Plastic surgeon Dr. Bohdan Pomahac, far right, refers to a graphic during a news conference at Brigham and Women’s Hospital in Boston Monday, March 21, 2011. More than 30 physicians, nurses, anesthesiologists and residents worked for more than 15 hours to replace the nose, lips, facial skin, and muscles of facial animation and nerves of Dallas Wiens, disfigured in an electrical accident in 2008. – AP Photo

BOSTON: A 25-year-old Texas man has received the first full face transplant done in the United States, Boston’s Brigham and Women’s Hospital said on Monday.

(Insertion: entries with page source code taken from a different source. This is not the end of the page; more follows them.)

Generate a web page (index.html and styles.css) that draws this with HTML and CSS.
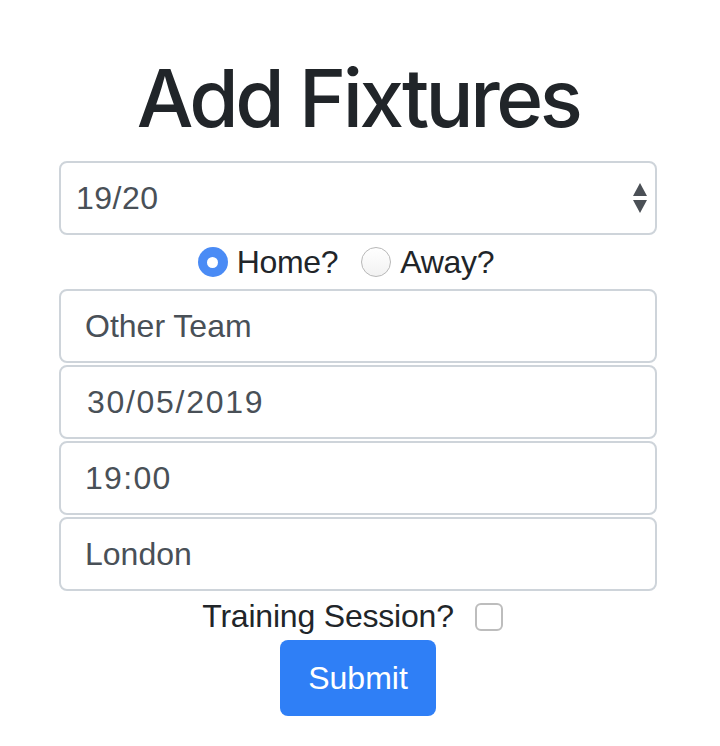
FILE: index.html
```html
<!DOCTYPE html>
<html lang="en">
<head>
<meta charset="utf-8">
<title>Add Fixtures</title>
<link rel="stylesheet" href="styles.css">
</head>
<body>
<div class="page">
  <form class="form">
    <h1 class="title">Add Fixtures</h1>
    <div class="select-box">
      <span class="select-value">19/20</span>
      <svg class="select-arrows" width="14" height="30" viewBox="0 0 14 30">
        <polygon points="7,0 14,13 0,13" fill="#4b5056"/>
        <polygon points="0,17 14,17 7,30" fill="#4b5056"/>
      </svg>
    </div>
    <div class="radio-row">
      <label class="radio-label"><span class="radio checked"></span>Home?</label>
      <label class="radio-label"><span class="radio"></span>Away?</label>
    </div>
    <div class="input">Other Team</div>
    <div class="input input-date">30/05/2019</div>
    <div class="input input-time">19:00</div>
    <div class="input">London</div>
    <div class="check-row">
      <span>Training Session?</span>
      <span class="checkbox"></span>
    </div>
    <button type="button" class="btn">Submit</button>
  </form>
</div>
</body>
</html>
```
FILE: styles.css
```css
* { box-sizing: border-box; }
body {
  margin: 0;
  background: #fff;
  font-family: "Liberation Sans", Arial, sans-serif;
  color: #212529;
}
.page {
  padding: 50px 0 0 59px;
}
.form {
  width: 598px;
  display: flex;
  flex-direction: column;
  margin: 0;
}
.title {
  margin: 0 0 15px;
  text-align: center;
  font-family: "Inter", "Liberation Sans", sans-serif;
  font-weight: 550;
  font-size: 80px;
  line-height: 96px;
  letter-spacing: -3.5px;
  color: #212529;
}
.select-box {
  height: 74px;
  border: 2px solid #ced4da;
  border-radius: 8px;
  display: flex;
  align-items: center;
  justify-content: space-between;
  padding: 0 8px 0 15px;
  font-size: 32px;
  color: #495057;
}
.select-value { letter-spacing: 0.5px; }
.select-arrows { display: block; }
.radio-row {
  height: 54px;
  display: flex;
  align-items: center;
  justify-content: center;
  gap: 23px;
  font-size: 32px;
  letter-spacing: -0.3px;
  color: #212529;
  padding-right: 24px;
}
.radio-label {
  display: flex;
  align-items: center;
  gap: 9px;
}
.radio {
  width: 30px;
  height: 30px;
  border-radius: 50%;
  border: 1px solid #b8b8b8;
  background: linear-gradient(#fff, #f2f2f2);
  display: flex;
  align-items: center;
  justify-content: center;
}
.radio.checked {
  border: none;
  background: #4a8bf5;
}
.radio.checked::after {
  content: "";
  width: 11px;
  height: 11px;
  border-radius: 50%;
  background: #fff;
}
.input {
  height: 74px;
  margin-bottom: 2px;
  border: 2px solid #ced4da;
  border-radius: 8px;
  padding: 0 24px;
  display: flex;
  align-items: center;
  font-size: 32px;
  color: #495057;
}
.input-date { padding-left: 26px; letter-spacing: 1.7px; }
.input-time { letter-spacing: 1.3px; }
.check-row {
  height: 47px;
  display: flex;
  align-items: center;
  justify-content: center;
  gap: 21px;
  font-size: 32px;
  letter-spacing: -0.2px;
  color: #212529;
  padding-right: 11px;
}
.checkbox {
  width: 28px;
  height: 28px;
  border: 2px solid #bdbdbd;
  border-radius: 6px;
  background: #fff;
}
.btn {
  align-self: center;
  width: 156px;
  height: 76px;
  border: none;
  border-radius: 8px;
  background: #2f7ff6;
  color: #fff;
  font-family: "Liberation Sans", Arial, sans-serif;
  font-size: 32px;
  padding: 0;
}
```
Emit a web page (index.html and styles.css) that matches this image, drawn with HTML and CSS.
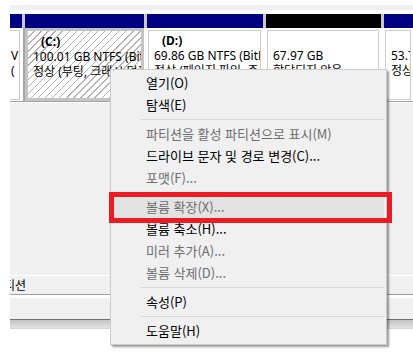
FILE: index.html
```html
<!DOCTYPE html>
<html lang="ko">
<head>
    <meta charset="UTF-8">
    <meta name="viewport" content="width=device-width, initial-scale=1.0">
    <title>디스크 관리</title>
    <link rel="stylesheet" href="styles.css">
</head>
<body>
    <div class="screen">
        <div class="top">
            <div class="strip"></div>
        </div>

        <div class="disk">
            <div class="head"></div>
            <div class="head"></div>
            <div class="head"></div>
            <div class="head unalloc"></div>
            <div class="head"></div>

            <div class="part edge">
                <p>&nbsp;</p>
                <p>V</p>
                <p>(</p>
            </div>
            <div class="part selected">
                <p class="name">(C:)</p>
                <p>100.01 GB NTFS (BitLocker 암호화됨)</p>
                <p>정상 (부팅, 크래시 덤프, 주 파티션)</p>
            </div>
            <div class="part">
                <p class="name">(D:)</p>
                <p>69.86 GB NTFS (BitLocker 암호화됨)</p>
                <p>정상 (페이지 파일, 주 파티션)</p>
            </div>
            <div class="part">
                <p>&nbsp;</p>
                <p>67.97 GB</p>
                <p>할당되지 않음</p>
            </div>
            <div class="part">
                <p>&nbsp;</p>
                <p>53.71 GB</p>
                <p>정상 (주 파티션)</p>
            </div>
        </div>

        <div class="area"></div>
        <div class="legend"><span>파티션</span></div>
        <div class="footer">
            <div class="bar"></div>
            <div class="shade"></div>
        </div>

        <!-- context menu -->
        <div class="menu">
            <div class="item">열기(O)</div>
            <div class="item">탐색(E)</div>
            <div class="sep"></div>
            <div class="item off">파티션을 활성 파티션으로 표시(M)</div>
            <div class="item">드라이브 문자 및 경로 변경(C)...</div>
            <div class="item off">포맷(F)...</div>
            <div class="sep"></div>
            <div class="item off hot">볼륨 확장(X)...</div>
            <div class="item">볼륨 축소(H)...</div>
            <div class="item off">미러 추가(A)...</div>
            <div class="item off">볼륨 삭제(D)...</div>
            <div class="sep"></div>
            <div class="item">속성(P)</div>
            <div class="sep"></div>
            <div class="item">도움말(H)</div>
        </div>
        <div class="mark"></div>
    </div>
</body>
</html>
```

FILE: styles.css
```css
body {
    margin: 0;
    background-color: #fff;
    font-family: "Noto Sans", "Noto Sans CJK KR", sans-serif;
    font-size: 12px;
    color: #000;
}

.screen {
    position: relative;
    width: 413px;
    height: 360px;
    overflow: hidden;
}

.top {
    height: 9px;
    padding: 5px 0 0 10px;
}
.strip {
    height: 5px;
    background-color: #f0f0f0;
}

/* disk row */
.disk {
    margin-left: 10px;
    display: grid;
    grid-template-columns: 12px 119px 116px 115px 1fr;
    grid-template-rows: 14px 73px;
    column-gap: 3px;
    background: linear-gradient(#c8c8c8 14px, #fff 14px);
    border-bottom: 1px solid #a0a0a0;
    box-shadow: 0 1px 0 #fff;
}

.head {
    background-color: #000080;
}
.head.unalloc {
    background-color: #000;
}

.part {
    margin: 2px 2px 1px 1px;
    padding: 2px 0 0 5px;
    border: 1px solid #cdcdcd;
    background-color: #fff;
    overflow: hidden;
    white-space: nowrap;
}
.part p {
    margin: 0;
    line-height: 15px;
}
.part .name {
    padding-left: 8px;
    font-weight: bold;
}
.part.edge {
    margin-left: 0;
    padding-left: 1px;
    border-left: none;
}
.part.selected {
    margin: 0;
    padding: 3px 0 0 5px;
    border: 3px solid #c4c4c4;
    box-shadow: -2px 0 0 #a6a6a6, 0 1px 0 #a6a6a6;
    background: repeating-linear-gradient(135deg, #fff 0 4px, #b4b4b4 4px 5px);
}

.area {
    margin-left: 10px;
    margin-top: 1px;
    height: 172px;
    background-color: #f0f0f0;
    border-bottom: 1px solid #fff;
}

.legend {
    margin-left: 10px;
    height: 18px;
    line-height: 17px;
    background-color: #f0f0f0;
    border-bottom: 1px solid #a0a0a0;
    overflow: hidden;
    white-space: nowrap;
    font-family: "Noto Sans CJK KR", sans-serif;
}
.legend span {
    margin-left: -17px;
}

.footer {
    margin-left: 10px;
}
.footer .bar {
    height: 21px;
    margin-top: 2px;
    background-color: #f0f0f0;
    border-top: 1px solid #fff;
    border-bottom: 1px solid #707070;
}
.footer .shade {
    height: 8px;
    background: linear-gradient(#c4c4c4, #e2e2e2);
    border-bottom: 1px solid #d6d6d6;
}

/* context menu */
.menu {
    position: absolute;
    left: 110px;
    top: 69px;
    width: 275px;
    padding: 2px 0;
    background-color: #f0f0f0;
    border: 1px solid #cccccc;
    box-shadow: 2px 2px 2px rgba(0, 0, 0, 0.4);
    font-family: "Noto Sans CJK KR", sans-serif;
    font-size: 13px;
}
.item {
    height: 22px;
    line-height: 22px;
    margin: 0 2px;
    padding-left: 33px;
    white-space: nowrap;
}
.item.off {
    color: #6d6d6d;
}
.item.hot {
    background-color: #e3e3e3;
}
.sep {
    height: 7px;
    margin: 0 2px 0 30px;
    background: linear-gradient(transparent 3px, #d7d7d7 3px, #d7d7d7 4px, transparent 4px);
}

.mark {
    position: absolute;
    left: 109px;
    top: 192px;
    width: 273px;
    height: 21px;
    border: 5px solid #ed1c24;
}
```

More than 30 physicians, nurses, anesthesiologists and residents worked for more than 15 hours to replace the nose, lips, facial skin, muscles of facial animation and nerves of Dallas Wiens, disfigured in an electrical accident in 2008.

“The pioneering achievement accomplished by the entire transplant team is a gift made possible by the most selfless act one human being can do for another, organ donation,” said hospital president Betsy Nable.

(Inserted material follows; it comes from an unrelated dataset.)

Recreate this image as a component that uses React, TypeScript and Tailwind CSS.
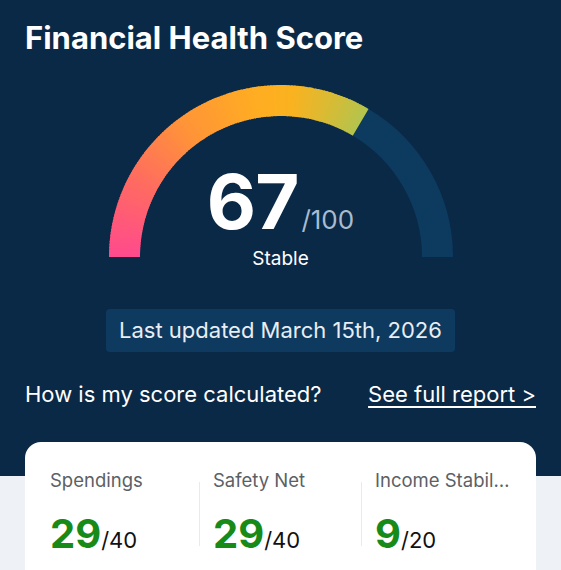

The hospital did not release the name of the donor.

The surgery was performed last week on Wiens, who had virtually all his facial features burned off by contact with a high-voltage wire. It was the second face transplant procedure done at Brigham and Women’s, a teaching affiliate of Harvard Medical School.

Wiens remains in the hospital but has woken up fully, has chatted on the phone with family and is walking, doctors said of his progress.

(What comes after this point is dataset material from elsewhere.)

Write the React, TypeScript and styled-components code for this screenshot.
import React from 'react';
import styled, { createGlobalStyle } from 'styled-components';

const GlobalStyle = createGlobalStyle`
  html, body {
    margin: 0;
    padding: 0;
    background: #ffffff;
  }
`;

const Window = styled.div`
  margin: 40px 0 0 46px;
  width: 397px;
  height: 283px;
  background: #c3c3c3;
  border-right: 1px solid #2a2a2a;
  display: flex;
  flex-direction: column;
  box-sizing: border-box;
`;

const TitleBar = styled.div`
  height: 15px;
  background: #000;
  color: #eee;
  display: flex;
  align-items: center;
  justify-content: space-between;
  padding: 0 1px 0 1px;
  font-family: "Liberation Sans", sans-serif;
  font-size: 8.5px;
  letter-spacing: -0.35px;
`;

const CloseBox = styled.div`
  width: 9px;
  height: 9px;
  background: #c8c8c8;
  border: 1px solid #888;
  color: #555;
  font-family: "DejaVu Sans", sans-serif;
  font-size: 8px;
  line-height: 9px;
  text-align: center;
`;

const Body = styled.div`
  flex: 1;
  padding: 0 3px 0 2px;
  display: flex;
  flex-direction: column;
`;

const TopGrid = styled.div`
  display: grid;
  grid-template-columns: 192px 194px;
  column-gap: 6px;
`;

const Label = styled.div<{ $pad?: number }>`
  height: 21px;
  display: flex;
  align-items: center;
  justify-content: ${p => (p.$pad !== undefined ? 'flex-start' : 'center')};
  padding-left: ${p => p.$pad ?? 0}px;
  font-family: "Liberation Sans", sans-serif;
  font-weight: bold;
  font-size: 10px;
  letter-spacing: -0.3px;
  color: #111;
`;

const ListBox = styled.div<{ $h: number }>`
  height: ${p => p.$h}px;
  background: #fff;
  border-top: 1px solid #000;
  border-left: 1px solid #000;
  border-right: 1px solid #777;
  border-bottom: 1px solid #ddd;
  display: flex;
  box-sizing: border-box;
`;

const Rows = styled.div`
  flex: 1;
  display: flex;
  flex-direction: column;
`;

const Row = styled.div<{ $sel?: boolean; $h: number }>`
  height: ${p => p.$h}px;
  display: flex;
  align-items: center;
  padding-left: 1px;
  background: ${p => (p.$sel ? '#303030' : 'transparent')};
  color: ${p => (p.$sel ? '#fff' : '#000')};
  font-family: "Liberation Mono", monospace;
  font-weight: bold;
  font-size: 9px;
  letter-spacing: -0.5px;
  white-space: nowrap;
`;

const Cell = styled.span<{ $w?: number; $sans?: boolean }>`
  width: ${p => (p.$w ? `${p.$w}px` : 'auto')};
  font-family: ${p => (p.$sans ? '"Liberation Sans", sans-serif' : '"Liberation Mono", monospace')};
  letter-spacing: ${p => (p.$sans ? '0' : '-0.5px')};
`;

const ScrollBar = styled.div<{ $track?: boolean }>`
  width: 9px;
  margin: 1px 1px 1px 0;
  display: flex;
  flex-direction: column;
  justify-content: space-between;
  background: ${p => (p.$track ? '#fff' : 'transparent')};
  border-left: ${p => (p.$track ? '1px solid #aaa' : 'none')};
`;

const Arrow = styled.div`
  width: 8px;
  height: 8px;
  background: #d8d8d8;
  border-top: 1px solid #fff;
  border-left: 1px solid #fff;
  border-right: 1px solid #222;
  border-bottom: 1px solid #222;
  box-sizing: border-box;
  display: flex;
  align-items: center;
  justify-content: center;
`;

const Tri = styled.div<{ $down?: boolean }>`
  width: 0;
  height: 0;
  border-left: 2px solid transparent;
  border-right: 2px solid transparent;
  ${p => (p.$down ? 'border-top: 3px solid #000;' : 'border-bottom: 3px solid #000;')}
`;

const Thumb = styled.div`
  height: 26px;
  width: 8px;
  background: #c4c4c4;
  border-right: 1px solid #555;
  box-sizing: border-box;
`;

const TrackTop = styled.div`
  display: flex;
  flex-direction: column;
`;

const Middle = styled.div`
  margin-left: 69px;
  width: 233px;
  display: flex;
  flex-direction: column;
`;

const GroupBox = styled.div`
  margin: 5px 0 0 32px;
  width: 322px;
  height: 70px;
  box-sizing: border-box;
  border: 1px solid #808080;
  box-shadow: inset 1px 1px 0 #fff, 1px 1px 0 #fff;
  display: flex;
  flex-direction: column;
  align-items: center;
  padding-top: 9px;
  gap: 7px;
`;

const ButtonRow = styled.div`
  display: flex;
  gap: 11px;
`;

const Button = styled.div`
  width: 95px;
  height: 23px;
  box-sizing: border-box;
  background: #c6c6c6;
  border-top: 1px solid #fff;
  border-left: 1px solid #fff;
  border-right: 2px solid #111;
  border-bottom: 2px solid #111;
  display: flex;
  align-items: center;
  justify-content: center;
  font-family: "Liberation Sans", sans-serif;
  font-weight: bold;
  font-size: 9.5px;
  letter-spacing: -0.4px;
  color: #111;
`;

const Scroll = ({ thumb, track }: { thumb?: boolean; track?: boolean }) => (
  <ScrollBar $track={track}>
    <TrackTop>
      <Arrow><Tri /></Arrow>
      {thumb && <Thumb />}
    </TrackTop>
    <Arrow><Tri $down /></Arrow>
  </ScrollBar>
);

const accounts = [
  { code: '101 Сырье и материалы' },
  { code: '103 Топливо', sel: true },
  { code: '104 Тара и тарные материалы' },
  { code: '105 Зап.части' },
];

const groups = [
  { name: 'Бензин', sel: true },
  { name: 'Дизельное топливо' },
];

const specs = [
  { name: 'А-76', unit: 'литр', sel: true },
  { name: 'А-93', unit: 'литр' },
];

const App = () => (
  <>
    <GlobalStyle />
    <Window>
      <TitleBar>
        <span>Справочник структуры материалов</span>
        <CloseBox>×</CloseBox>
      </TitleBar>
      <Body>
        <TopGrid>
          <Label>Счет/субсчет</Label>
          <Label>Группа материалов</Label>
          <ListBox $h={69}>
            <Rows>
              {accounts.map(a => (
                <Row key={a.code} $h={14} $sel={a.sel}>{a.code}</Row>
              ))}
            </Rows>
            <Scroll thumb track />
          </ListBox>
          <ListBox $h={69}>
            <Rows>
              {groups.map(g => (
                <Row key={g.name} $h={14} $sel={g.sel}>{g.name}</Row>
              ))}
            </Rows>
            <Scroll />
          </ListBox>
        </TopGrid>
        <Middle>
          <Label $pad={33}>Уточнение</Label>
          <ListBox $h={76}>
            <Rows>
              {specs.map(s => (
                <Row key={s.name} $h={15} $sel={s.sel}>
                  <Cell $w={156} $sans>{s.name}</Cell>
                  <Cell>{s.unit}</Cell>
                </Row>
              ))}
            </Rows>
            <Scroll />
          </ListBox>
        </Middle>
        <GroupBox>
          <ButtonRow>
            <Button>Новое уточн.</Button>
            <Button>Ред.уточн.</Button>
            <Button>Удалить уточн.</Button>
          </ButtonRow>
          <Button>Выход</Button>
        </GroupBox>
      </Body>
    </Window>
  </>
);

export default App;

They expect him to be eating soon with the next major milestone being his return home to Texas. Wiens is expected to regain most of the sensation of his forehead and cheek on the right side, but less so on the left part of the cheek and forehead where damage was more severe, surgeons said.

“He is determined to get well and move on with his life and to make something of his life,” said Wiens’ grandfather Del Peterson, adding that Wiens intends to become an advocate for facial donations.

The surgical team was not able to restore his vision.

Wiens’ appearance post-surgery will not look like the donor, but will also not look like himself, doctors said.

Two additional patients are on the hospital’s waiting list for face transplant surgeries, doctors said, including Charla Nash, the Connecticut woman mauled by a chimpanzee in 2009.

The first partial face transplant surgery conducted in the United States was performed at the Cleveland Clinic in December 2008. In that 22-hour procedure, doctors transplanted 80 percent of the face of Connie Culp, who lost most of the midsection of her face to a gunshot in 2004.

The world’s first successful partial face transplant was performed in France in 2005, according to government health records. The first full face transplant was done in Spain in 2010.